Animal & Dog Law
Animal law is the body of law surrounding pet ownership, wildlife, animals used in the entertainment industry and animals raised for food and research. Animal law is a combination of various areas of law, such as tort, criminal, contract and constitutional law. Important issues in animal law include animal cruelty, companion animal concerns, animal breeding and animal estate planning.
Animal protection laws, known as anti-cruelty laws, regulate the abuse of animals. The Animal Welfare Act authorizes the U.S. Department of Agriculture to regulate the use of animals in research settings, circuses and zoos. Additionally, every state criminalizes the commission of inhumane acts against animals. In many states, violation of these laws is treated as a felony. Animal cruelty laws address a wide variety of issues, including owner neglect, pet mills or "farms" and animal laboratory testing. The Humane Society of the United States works to shield animals from mistreatment by actively investigating potential abusers. Another prominent animal rights organization is the Animal Legal Defense Fund (ALDF), which seeks to protect abused animals through the legal system. The ALDF brings a number of lawsuits each year in an effort to eliminate animal cruelty.

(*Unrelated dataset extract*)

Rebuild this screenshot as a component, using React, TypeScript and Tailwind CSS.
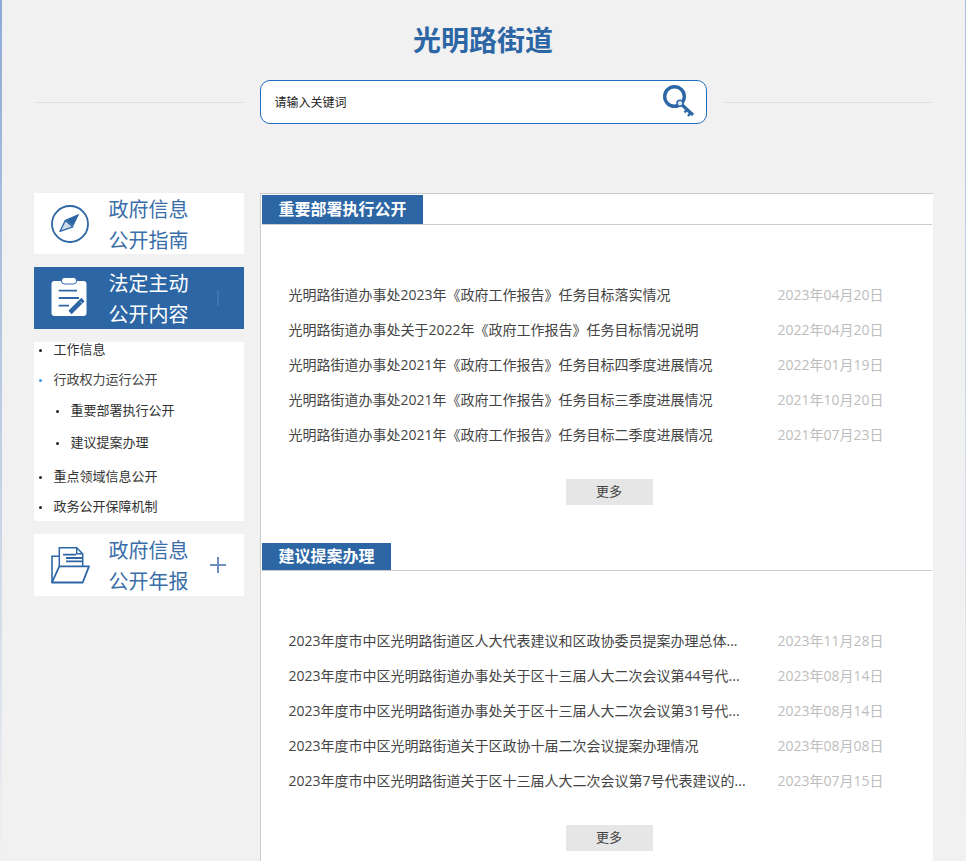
import React from "react";

const FONT = "font-['Open_Sans','Noto_Sans_CJK_SC','Noto_Sans_CJK_JP',sans-serif]";

const WORK = [
  { title: "光明路街道办事处2023年《政府工作报告》任务目标落实情况", date: "2023年04月20日" },
  { title: "光明路街道办事处关于2022年《政府工作报告》任务目标情况说明", date: "2022年04月20日" },
  { title: "光明路街道办事处2021年《政府工作报告》任务目标四季度进展情况", date: "2022年01月19日" },
  { title: "光明路街道办事处2021年《政府工作报告》任务目标三季度进展情况", date: "2021年10月20日" },
  { title: "光明路街道办事处2021年《政府工作报告》任务目标二季度进展情况", date: "2021年07月23日" },
];

const PROPOSALS = [
  { title: "2023年度市中区光明路街道区人大代表建议和区政协委员提案办理总体...", date: "2023年11月28日" },
  { title: "2023年度市中区光明路街道办事处关于区十三届人大二次会议第44号代...", date: "2023年08月14日" },
  { title: "2023年度市中区光明路街道办事处关于区十三届人大二次会议第31号代...", date: "2023年08月14日" },
  { title: "2023年度市中区光明路街道关于区政协十届二次会议提案办理情况", date: "2023年08月08日" },
  { title: "2023年度市中区光明路街道关于区十三届人大二次会议第7号代表建议的...", date: "2023年07月15日" },
];

function KeyIcon() {
  return (
    <svg width="34" height="34" viewBox="0 0 34 34" fill="none">
      <circle cx="13.5" cy="11.5" r="9.8" stroke="#2c66a5" strokeWidth="3.4" />
      <path d="M20 19l12 11" stroke="#2c66a5" strokeWidth="3.2" />
      <path d="M25.5 25l-2 2.5M29 28.5l-2 2.5" stroke="#2c66a5" strokeWidth="2.2" />
      <circle cx="19" cy="18.3" r="3" fill="#dbe7f3" stroke="#2c66a5" strokeWidth="1.6" />
    </svg>
  );
}

function CompassIcon() {
  return (
    <svg width="38" height="38" viewBox="0 0 38 38" fill="none">
      <circle cx="19" cy="19" r="18" stroke="#2c66a5" strokeWidth="1.8" />
      <path d="M28.3 8.7L22.3 21.3 14.3 14.7z" fill="#2c66a5" />
      <path d="M14.3 15.5L21.8 21.8 9 26.3z" fill="#cfdcec" stroke="#2c66a5" strokeWidth="1.4" strokeLinejoin="round" />
    </svg>
  );
}

function ClipboardIcon() {
  return (
    <svg width="36" height="42" viewBox="0 0 36 42" fill="none">
      <rect x="0.5" y="4" width="35" height="35" rx="3" fill="#fff" />
      <rect x="10.5" y="0.5" width="15" height="6.5" rx="3" fill="#fff" stroke="#2c66a5" strokeWidth="1" />
      <path d="M7.7 13.7H26M7.7 21H28M7.7 28.7H18" stroke="#2c66a5" strokeWidth="1.8" />
      <path d="M19 35.5L32 22.5" stroke="#2c66a5" strokeWidth="4.6" />
      <path d="M29.5 24.8l1.6 1.6" stroke="#fff" strokeWidth="0.8" />
    </svg>
  );
}

function FolderIcon() {
  return (
    <svg width="39" height="37" viewBox="0 0 39 37" fill="none" stroke="#2c66a5">
      <path d="M8.3 19.3V0.8H25.7L31.7 6.7V19.3" strokeWidth="1.5" />
      <path d="M25.7 0.8V6.7H31.7" strokeWidth="1.4" />
      <path d="M12 7.7H25M15 11H31.7M15 14.3H31.7" strokeWidth="1.8" />
      <path d="M1 35.5V9.3H8.3" strokeWidth="1.6" />
      <path d="M1 35.5L8.3 19.3H38L31.7 35.5z" strokeWidth="1.8" fill="#fff" strokeLinejoin="round" />
    </svg>
  );
}

function PlusIcon() {
  return (
    <svg width="16" height="16" viewBox="0 0 16 16" fill="none">
      <path d="M8 0v16M0 8h16" stroke="#6d8fc0" strokeWidth="2" />
    </svg>
  );
}

function SideCard({ icon, lines, active, plus, short }: { icon: React.ReactNode; lines: string[]; active?: boolean; plus?: boolean; short?: boolean }) {
  return (
    <div className={`flex items-center ${short ? "h-[61px]" : "h-[62px]"} ${active ? "bg-[#2c66a5] text-white" : "bg-white text-[#3a6ea8]"}`}>
      <div className="flex w-[75px] pl-[17px]">{icon}</div>
      <div className="w-[101px] pt-[2px] text-[20px] leading-[31px]">
        {lines.map((l) => (
          <div key={l}>{l}</div>
        ))}
      </div>
      {plus && <PlusIcon />}
      {active && <div className="ml-[7px] h-[16px] w-[2px] bg-[#3e75af]" />}
    </div>
  );
}

function SideLink({ label, sub, current, spacing }: { label: string; sub?: boolean; current?: boolean; spacing: string }) {
  return (
    <div className={`flex h-[16px] items-center text-[13px] ${spacing} ${sub ? "pl-[22px]" : "pl-[5px]"} ${current ? "text-[#444]" : "text-[#333]"}`}>
      <span className={`mr-[12px] h-[3px] w-[3px] rounded-full ${current ? "bg-[#3b9bf0]" : "bg-[#222]"}`} />
      {label}
    </div>
  );
}

function Section({ title, tabClass, items }: { title: string; tabClass: string; items: { title: string; date: string }[] }) {
  return (
    <section>
      <div className="mr-[1px] border-b border-[#ccc]">
        <h2 className={`flex items-center justify-center bg-[#2c66a5] pb-[2px] pl-[1px] text-[16px] font-bold text-white ${tabClass}`}>{title}</h2>
      </div>
      <ul className="pt-[52px]">
        {items.map((it) => (
          <li key={it.title} className="flex h-[35px] items-center pl-[27px]">
            <span className="w-[459px] whitespace-nowrap text-[14px] text-[#444]">{it.title}</span>
            <span className="ml-[30px] whitespace-nowrap text-[14px] text-[#bdbdbd]">{it.date}</span>
          </li>
        ))}
      </ul>
      <div className="flex justify-center pt-[27px] pl-[24px]">
        <button className="h-[26px] w-[87px] bg-[#e6e6e6] text-[13px] text-[#444]">更多</button>
      </div>
    </section>
  );
}

export default function App() {
  return (
    <div className={`flex h-[861px] overflow-hidden bg-[#f1f1f1] ${FONT}`}>
      <div className="w-[2px] bg-gradient-to-b from-[#8dabd5] to-[#f1f1f1]" />
      <div className="flex-1 pl-[32px] pr-[32px]">
        <h1 className="pt-[20px] text-center text-[28px] leading-[40px] font-bold text-[#2c66a5]">光明路街道</h1>

        <div className="mt-[20px] flex items-center">
          <div className="h-[1px] w-[210px] bg-[#e2e2e2]" />
          <div className="mx-[16px] flex h-[44px] w-[447px] items-center justify-between rounded-[10px] border border-[#1f6dbd] bg-white pr-[11px] pl-[14px]">
            <span className="pt-[2px] text-[12px] text-[#222]">请输入关键词</span>
            <KeyIcon />
          </div>
          <div className="h-[1px] w-[210px] bg-[#e2e2e2]" />
        </div>

        <div className="mt-[69px] flex gap-[16px]">
          <aside className="flex w-[210px] flex-col gap-[13px]">
            <SideCard icon={<CompassIcon />} lines={["政府信息", "公开指南"]} short />
            <SideCard icon={<ClipboardIcon />} lines={["法定主动", "公开内容"]} active />
            <div className="bg-white pb-[6px]">
              <SideLink label="工作信息" spacing="mb-[14px]" />
              <SideLink label="行政权力运行公开" current spacing="mb-[15px]" />
              <SideLink label="重要部署执行公开" sub spacing="mb-[16px]" />
              <SideLink label="建议提案办理" sub spacing="mb-[18px]" />
              <SideLink label="重点领域信息公开" spacing="mb-[14px]" />
              <SideLink label="政务公开保障机制" spacing="mb-0" />
            </div>
            <SideCard icon={<FolderIcon />} lines={["政府信息", "公开年报"]} plus />
          </aside>

          <main className="h-[700px] flex-1 border-t border-l border-[#ccc] bg-white pt-[1px] pl-[1px]">
            <Section title="重要部署执行公开" tabClass="h-[29px] w-[161px]" items={WORK} />
            <div className="h-[38px]" />
            <Section title="建议提案办理" tabClass="h-[27px] w-[129px]" items={PROPOSALS} />
          </main>
        </div>
      </div>
      <div className="w-[2px] bg-gradient-to-b from-[#a9c0de] to-[#f1f1f1]" />
    </div>
  );
}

Companion animals are all animals kept as pets or for recreational purposes. Companion animals include dogs, cats, horses and birds. Legal issues surrounding companion animals often involve owner liability for injuries, property damage or excessive noise. Most states have enacted statutes that hold a pet owner liable for all personal injuries and property damage inflicted by their animals. Some states limit liability to instances where the owner knew or had reason to know that their pet was dangerous or volatile. In cases of extreme negligence, or when injuries are especially severe, the state may impose criminal penalties on the animal's owner or caretaker. Pet owners may be able to defend claims against them if they can prove that the victim provoked the pet, the victim was trespassing or breaking the law, or that the victim knowingly undertook the risk of injury. Many states have enacted laws that provide remedies to those who complain of excessive noise from neighboring animals, specifically dogs. In states that do not address this issue directly, general nuisance laws may be used to obtain relief. Other legal issues involving companion animals include landlord-tenant disputes and "no pets" policies, vaccination requirements and wrongful death actions brought by owners for the loss of a pet.
The Animal Welfare Act, as well as individual state laws, regulate animal breeding. Such laws may restrict the breeding of particular types of animals, or ban the ownership of certain animals altogether. These animals are typically considered "vicious" creatures that pose serious risks to the community. By limiting the number of animals that may be bred, breeding laws also seek to reduce the number of homeless and neglected pets.
Animal Estate Planning
A relatively modern issue in Animal Law is animal estate planning. Pet owners are increasingly seeking legal guidance to establish trusts for their animals. Pet trusts provide for the care of an animal in the event of the owner's disability or death. In a traditional pet trust, the beneficiary of the trust is given detailed instructions for the proper care of the pet and may access the trust to pay for the pet's expenses. Traditional pet trusts give pet owners assurance that their animals will be cared for according to their specific wishes.